In order to fix their running game woes, the Vikings spent a great deal of capital on the offensive side of the ball this offseason. At the running back position, they acquired Latavius Murray through free agency and Dalvin Cook in the second round of the draft.
On the offensive line, the Vikings signed Riley Reiff and Mike Remmers through free agency. Additionally, they drafted rookie Pat Elflein to bolster their interior. Finally, Nick Easton will start for the first time. That leaves Joe Berger as the only returning offensive lineman for Minnesota, and he will be switching positions.
Another interesting problem the Vikings faced a year ago was a shift in offensive coordinator mid-season. This year will mark the first full offseason under offensive coordinator Pat Shurmur. Likewise, it will be the first full offseason quarterback Sam Bradford has to work with the offense. This combined with a healthy Stefon Diggs should allow the Vikings' offense to take a step forward.
According to our schedule adjusted metrics, the Saints were absolutely dreadful on the defensive side of the ball last season. They finished 30th in overall defense -- 19th in rushing defense and 29th in pass defense. Minnesota couldn't ask for a better Week 1 matchup -- getting a home game against a poor defense -- and it should give the Vikings' offense a chance to start off 2017 with a bang.
Who Is going to lead the Saints' Backfield?
This offseason, the Saints added two running backs to their offense: rookie Alvin Kamara and Adrian Peterson. While Kamara profiles more as a change-of-pace back early on, Peterson and Mark Ingram should battle for a majority of the carries in this backfield.
Our Net Expected Points (NEP) metric uses historical down-and-distance data to determine what is expected of a player on each individual play. Positive NEP is earned when a player performs above expectation, and vice versa. You can read more about NEP in our glossary.
While Peterson received only a handful of carries in 2016, he performed poorly when looking at NEP. He finished with -0.39 Rushing NEP per attempt, which was miles below the league average of -0.02. Ingram, on the other hand, finished with a NEP of 0.06, well above the league average.

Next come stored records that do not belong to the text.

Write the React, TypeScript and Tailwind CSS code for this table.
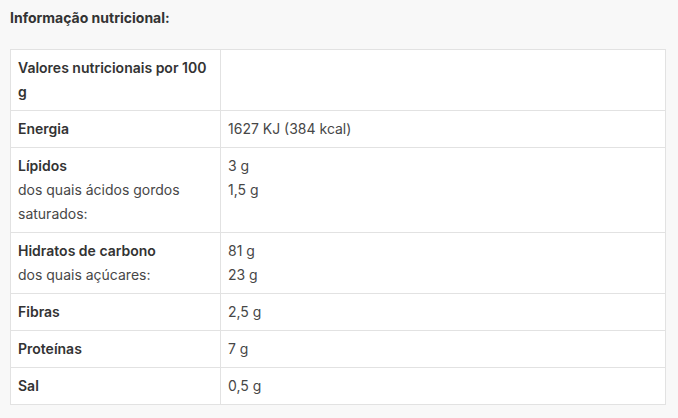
import React from 'react'

type Row = {
  label: string[]
  value: string[]
}

const rows: Row[] = [
  { label: ['Valores nutricionais por 100 g'], value: [] },
  { label: ['Energia'], value: ['1627 KJ (384 kcal)'] },
  { label: ['Lípidos', 'dos quais ácidos gordos saturados:'], value: ['3 g', '1,5 g'] },
  { label: ['Hidratos de carbono', 'dos quais açúcares:'], value: ['81 g', '23 g'] },
  { label: ['Fibras'], value: ['2,5 g'] },
  { label: ['Proteínas'], value: ['7 g'] },
  { label: ['Sal'], value: ['0,5 g'] },
]

export default function App() {
  return (
    <div
      className="w-[678px] h-[418px] bg-[#f8f8f8] px-[10px] pt-[6px] text-[#3a3a3a]"
      style={{ fontFamily: 'Inter, "Liberation Sans", sans-serif' }}
    >
      <h2 className="text-[14px] leading-[24px] font-bold text-[#333]">Informação nutricional:</h2>

      <table className="mt-[19px] w-[656px] border-collapse bg-white text-[14px] leading-[24px]">
        <tbody>
          {rows.map((row, i) => (
            <tr key={i}>
              <td className="w-[210px] border border-[#e2e2e2] px-[7px] py-[6px] align-top">
                {row.label.map((line, j) => (
                  <div key={j} className={j === 0 ? 'font-semibold text-[#333]' : 'text-[#474747]'}>
                    {line}
                  </div>
                ))}
              </td>
              <td className="border border-[#e2e2e2] px-[7px] py-[6px] align-top text-[#474747]">
                {row.value.map((line, j) => (
                  <div key={j}>{line}</div>
                ))}
              </td>
            </tr>
          ))}
        </tbody>
      </table>
    </div>
  )
}
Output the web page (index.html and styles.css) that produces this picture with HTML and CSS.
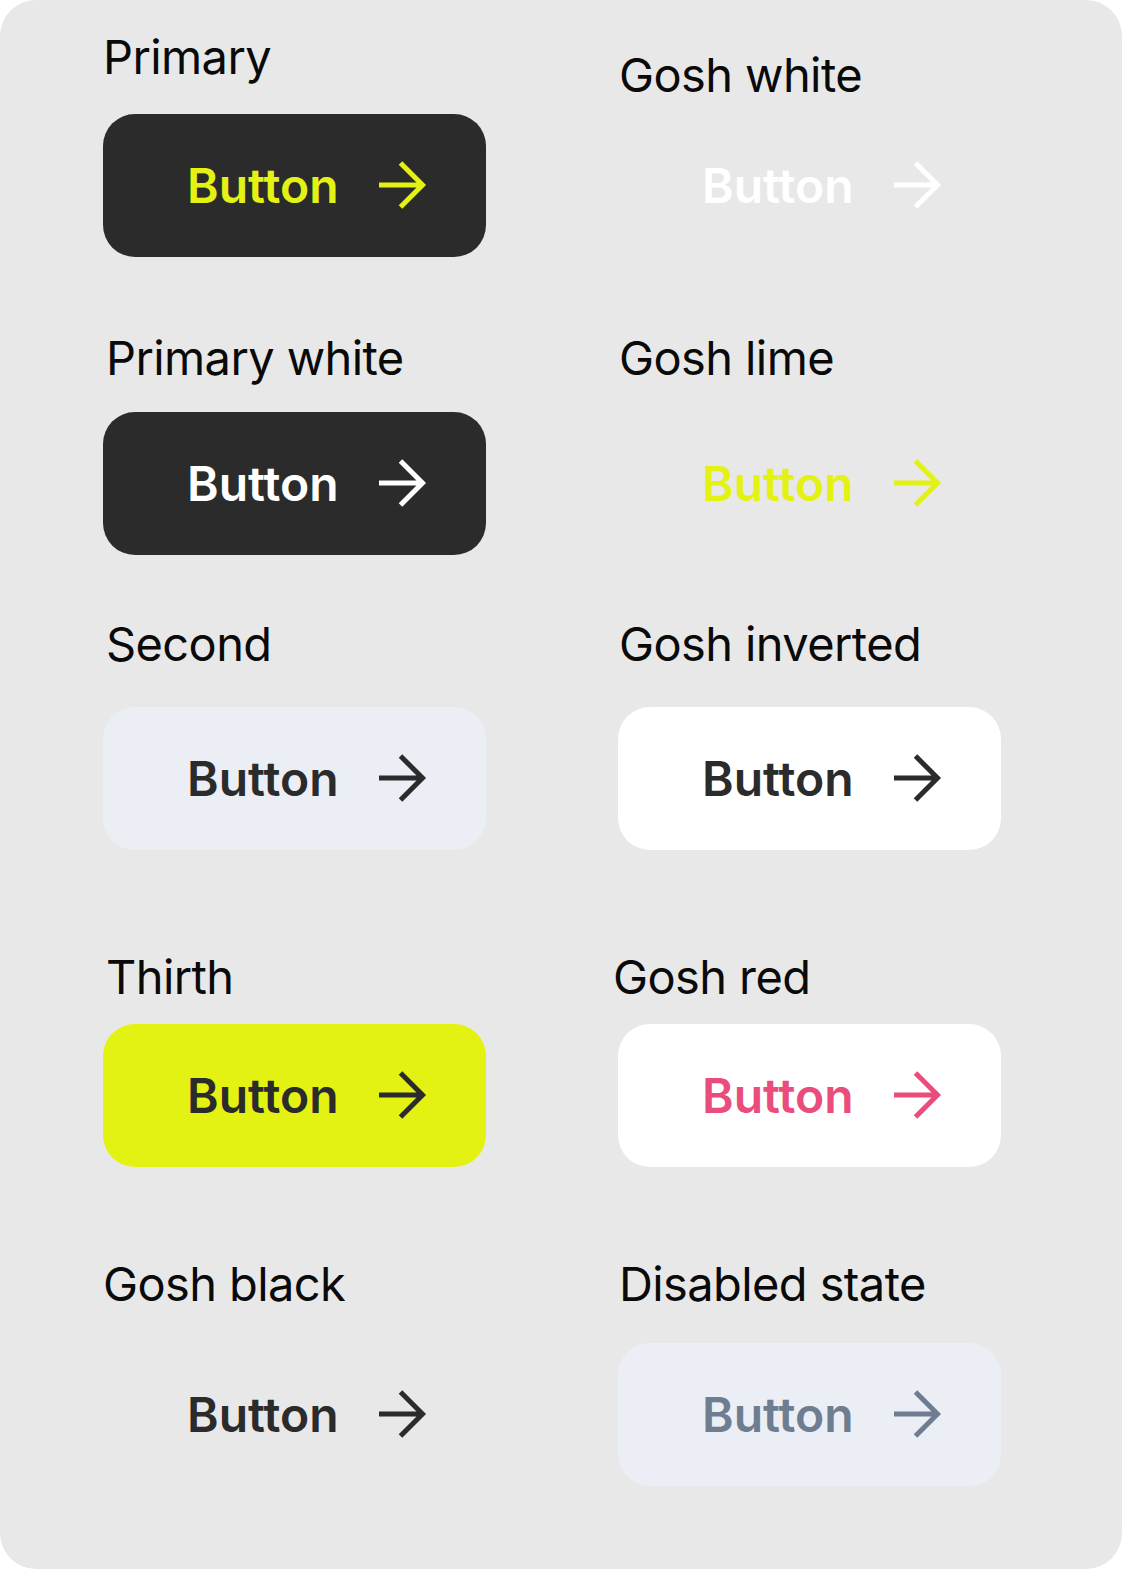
FILE: index.html
```html
<!DOCTYPE html>
<html lang="en">
<head>
<meta charset="utf-8">
<title>Buttons</title>
<link rel="stylesheet" href="styles.css">
</head>
<body>
<main class="card">
  <section class="row row-1">
    <div class="cell">
      <div class="label lbl-primary">Primary</div>
      <button class="btn btn-primary"><span class="btn-text">Button</span><svg class="arrow" viewBox="0 0 50 50" width="50" height="50"><path d="M0 24H44M21.5 2L43.5 24L21.5 46"/></svg></button>
    </div>
    <div class="cell">
      <div class="label lbl-gosh-white">Gosh white</div>
      <button class="btn btn-gosh-white"><span class="btn-text">Button</span><svg class="arrow" viewBox="0 0 50 50" width="50" height="50"><path d="M0 24H44M21.5 2L43.5 24L21.5 46"/></svg></button>
    </div>
  </section>
  <section class="row row-2">
    <div class="cell">
      <div class="label lbl-l2">Primary white</div>
      <button class="btn btn-primary-white"><span class="btn-text">Button</span><svg class="arrow" viewBox="0 0 50 50" width="50" height="50"><path d="M0 24H44M21.5 2L43.5 24L21.5 46"/></svg></button>
    </div>
    <div class="cell">
      <div class="label lbl-r2">Gosh lime</div>
      <button class="btn btn-gosh-lime"><span class="btn-text">Button</span><svg class="arrow" viewBox="0 0 50 50" width="50" height="50"><path d="M0 24H44M21.5 2L43.5 24L21.5 46"/></svg></button>
    </div>
  </section>
  <section class="row row-3">
    <div class="cell">
      <div class="label lbl-l3">Second</div>
      <button class="btn btn-second"><span class="btn-text">Button</span><svg class="arrow" viewBox="0 0 50 50" width="50" height="50"><path d="M0 24H44M21.5 2L43.5 24L21.5 46"/></svg></button>
    </div>
    <div class="cell">
      <div class="label lbl-r3">Gosh inverted</div>
      <button class="btn btn-gosh-inverted"><span class="btn-text">Button</span><svg class="arrow" viewBox="0 0 50 50" width="50" height="50"><path d="M0 24H44M21.5 2L43.5 24L21.5 46"/></svg></button>
    </div>
  </section>
  <section class="row row-4">
    <div class="cell">
      <div class="label lbl-l4">Thirth</div>
      <button class="btn btn-thirth"><span class="btn-text">Button</span><svg class="arrow" viewBox="0 0 50 50" width="50" height="50"><path d="M0 24H44M21.5 2L43.5 24L21.5 46"/></svg></button>
    </div>
    <div class="cell">
      <div class="label lbl-r4">Gosh red</div>
      <button class="btn btn-gosh-red"><span class="btn-text">Button</span><svg class="arrow" viewBox="0 0 50 50" width="50" height="50"><path d="M0 24H44M21.5 2L43.5 24L21.5 46"/></svg></button>
    </div>
  </section>
  <section class="row row-5">
    <div class="cell">
      <div class="label lbl-l5">Gosh black</div>
      <button class="btn btn-gosh-black"><span class="btn-text">Button</span><svg class="arrow" viewBox="0 0 50 50" width="50" height="50"><path d="M0 24H44M21.5 2L43.5 24L21.5 46"/></svg></button>
    </div>
    <div class="cell">
      <div class="label lbl-r5">Disabled state</div>
      <button class="btn btn-disabled" disabled><span class="btn-text">Button</span><svg class="arrow" viewBox="0 0 50 50" width="50" height="50"><path d="M0 24H44M21.5 2L43.5 24L21.5 46"/></svg></button>
    </div>
  </section>
</main>
</body>
</html>
```
FILE: styles.css
```css
* {
  box-sizing: border-box;
}

html, body {
  margin: 0;
  padding: 0;
  background: #ffffff;
}

body {
  font-family: Inter, "Noto Sans", sans-serif;
}

.card {
  width: 1122px;
  height: 1569px;
  background: #e8e8e8;
  border-radius: 36px;
  padding: 28px 0 0 103px;
  display: flex;
  flex-direction: column;
}

.row {
  display: grid;
  grid-template-columns: 383px 383px;
  column-gap: 132px;
  align-items: end;
}

.row-2 { margin-top: 72px; }
.row-3 { margin-top: 60px; }
.row-4 { margin-top: 98px; }
.row-5 { margin-top: 88px; }

.cell {
  display: flex;
  flex-direction: column;
}

.label {
  font-size: 47px;
  line-height: 58px;
  font-weight: 400;
  color: #0a0a0a;
  letter-spacing: -0.6px;
}

.lbl-primary { margin-bottom: 28px; margin-left: 0; }
.lbl-gosh-white { margin-bottom: 10px; margin-left: 1px; }
.lbl-l2 { margin-bottom: 25px; margin-left: 3px; }
.lbl-r2 { margin-bottom: 25px; margin-left: 1px; }
.lbl-l3 { margin-bottom: 34px; margin-left: 3px; }
.lbl-r3 { margin-bottom: 34px; margin-left: 1px; }
.lbl-l4 { margin-bottom: 18px; margin-left: 3px; }
.lbl-r4 { margin-bottom: 18px; margin-left: -5px; }
.lbl-l5 { margin-bottom: 30px; margin-left: 0; }
.lbl-r5 { margin-bottom: 30px; margin-left: 1px; }

.btn {
  width: 383px;
  height: 143px;
  border: none;
  border-radius: 32px;
  padding: 0 0 0 84px;
  margin: 0;
  display: flex;
  align-items: center;
  gap: 40px;
  font-family: Inter, "Noto Sans", sans-serif;
  font-size: 48px;
  font-weight: 600;
  background: transparent;
  cursor: pointer;
}

.btn-text {
  line-height: 58px;
}

.arrow {
  display: block;
  flex: none;
}

.arrow path {
  fill: none;
  stroke: currentColor;
  stroke-width: 5;
  stroke-linejoin: miter;
  stroke-linecap: butt;
}

.btn-primary {
  background: #2b2b2b;
  color: #e4f213;
}

.btn-gosh-white {
  color: #ffffff;
}

.btn-primary-white {
  background: #2b2b2b;
  color: #ffffff;
}

.btn-gosh-lime {
  color: #e4f213;
}

.btn-second {
  background: #eceef5;
  color: #2b2b2b;
}

.btn-gosh-inverted {
  background: #ffffff;
  color: #2b2b2b;
}

.btn-thirth {
  background: #e4f213;
  color: #2b2b2b;
}

.btn-gosh-red {
  background: #ffffff;
  color: #ea4c7c;
}

.btn-gosh-black {
  color: #2b2b2b;
}

.btn-disabled {
  background: #eceef5;
  color: #6e7d8f;
  cursor: default;
}
```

Going into Monday's game, neither AP or Ingram profiles as an elite fantasy play against the Vikings' stout defense, one which ranked second last year by to our schedule-adjusted metrics. However, each runner provides value with their respective roles. It is an interesting game for Peterson, in particular, as he makes his Saints debut against his former team. Peterson noted before the game that he would like to "stick it" to his old team, so if you're into narratives, there you go.
Without any clarity right now, the Saints' backfield remains one to monitor in case one of these players can emerge as the lead back.
Will Trevor Siemian Play Well Enough?
In what didn't end up being much of a quarterback battle, Trevor Siemian earned the Broncos' starting role after an injury and highly disappointing offseason from Paxton Lynch. The Broncos narrowly missed the playoffs last season, and it is fair to wonder if Siemian is capable of elevating this team to the next level.
According to NEP, Siemian played slightly below average, finishing 2016 with 0.06 Passing NEP per drop back while the league average was 0.12. While this isn't horrible, especially for a first-year signal caller, Denver has done little around Siemian to bolster the offense.
The team will rely on a revamped but unproven offensive line. According to Pro Football Focus, Denver has the 25th ranked offensive line coming into 2017. Much will depend of rookie Garett Bolles, who will start Week 1 at tackle. He is set to face Melvin Ingram and Joey Bosa -- a tough ask in a rookie's first game, which could leave Siemian scrambling.
Likewise, the Broncos did not add any notable pass catchers this offseason to aid Demaryius Thomas and Emmanuel Sanders. While they drafted Carlos Henderson in the third round, he was recently placed on injured reserve.
Overall, without a step forward from Siemian, the Broncos' offense could struggle against a Chargers team with a good secondary (10th in the league last year, per our metrics).